How to Make Your Microlearning Courses Short & Sweet

Jan 29, 2021 10:20:38 AM

Training & learning

Microlearning is the future of frontline employee training - it’s convenient, cost-effective and proven to help people retain information better.

But simply splitting content into chunks doesn’t necessarily make it easier to retain. For microlearning to be an effective training strategy, employers must put themselves in their employees’ shoes and think about what will actually work best for them.

With the right strategy, microlearning could be the best thing you ever do for your frontline employees. Here are 6 key things to keep in mind to help make your training courses short and sweet.

#1 Center each session around one piece of knowledge 

Because microlearning sessions are so short and snappy, it can be tempting to try and stuff as much information as possible into each one for efficiency. 

But that defeats the purpose of microlearning. It should be all about making training easily digestible, and trying to make learners take in too much information at once will only result in cognitive overload.

Each individual session should be centred around one piece of key knowledge that learners can then actively apply at the end. That could be achieved through a quiz, a mini-game, or a short practical task to help them put their learning into practice. 

#2 Give each session a clear purpose

When implementing any new business strategy, it’s important to have a clear set of objectives in mind. Microlearning is no different.

For each microlearning session you create, you should ask yourself what behaviors, skills and business outcomes you want your employees to learn. 

And as for the employees themselves, they should also be given a clear learning objective at the beginning of each session. They should know exactly what will be expected of them, and what they will have learned by the end.

When setting the objective for a course, remember that it should be attainable, and should result in a behavioral change in your frontline employees.

#3 Make it as simple as possible

Did you know that the average adult attention span is less than 15 minutes?

With that in mind, it’s clear that if you want learners to actually retain a new piece of information, it should be presented to them in the simplest possible format.

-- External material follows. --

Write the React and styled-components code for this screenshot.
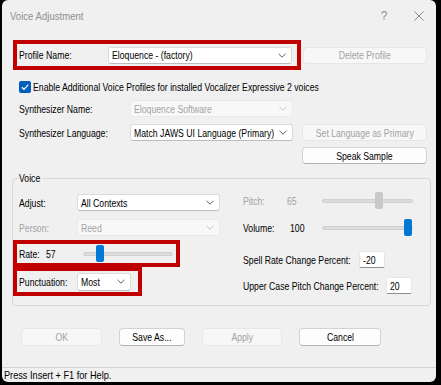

That means mastering the art of distilling vague or complex topics into easily understandable, bite-sized chunks. It’s not an easy task, but it helps if you really take the time to understand your target audience and let that inform your strategy. Knowing exactly what resonates with your workforce enables you to cut through the unnecessary clutter and drive engagement.

#4 Stagger training to improve retention

The addictive, game-like nature of microlearning courses means that it can sometimes feel like the aim is to complete courses and move onto the next topic as quickly as possible.

But according to Ebbinghaus’ Forgetting Curve, 50% of knowledge is forgotten the next day, and 90% is forgotten after a week. That means that if you want employees to retain what they’ve learned, that knowledge should be reinforced with repeat sessions. 

A great microlearning content strategy doesn’t just take into account the quantity and quality of content you give your employees, but also its frequency. 

How often you repeat certain concepts is up to you, of course, but it’s important to strike the right balance. Spacing courses out too much might not be an effective way to consolidate knowledge, but repeating lessons too often is likely to disengage them from their learning altogether.

#5 Get your priorities straight

Which skills are the most important for your employees’ day to day activities? Which concepts fit most closely with your company values? 

The possibilities for training are endless with microlearning, so before deciding on their learning content, employers need to think carefully about their top priorities. 

Microlearning sessions should only last a few minutes, so you have to get to the point straight away. The session should focus solely on need-to-know information; as an added extra, you can provide an optional “further reading” section that learners can explore in their own time if they want to.

This is where microlearning really shines when done right. Hyper-focused training sessions teach learners what they need to know right away, and HQ is forced to trim the fat on some of their core concepts.

#6 Make content engaging and varied

Last but certainly not least, microlearning content is no good to an employer unless their employees actually engage with it! 

Gamification is a buzz word you’re likely to have heard a lot over the past couple of years, but it really is the most effective way of engaging your frontline teams. Tapping into the addictive nature of gaming and social media is a surefire way to keep employees coming back for more.

It’s also important to vary the kind of content you put out, so that your users don’t lose interest. Most people are visual learners - in fact, the human brain processes images 60,000 times faster than text.

Using a combination of photos, videos, infographics, GIFs and short demonstrations will provide the kind of variety needed to turn every employee into an engaged learner.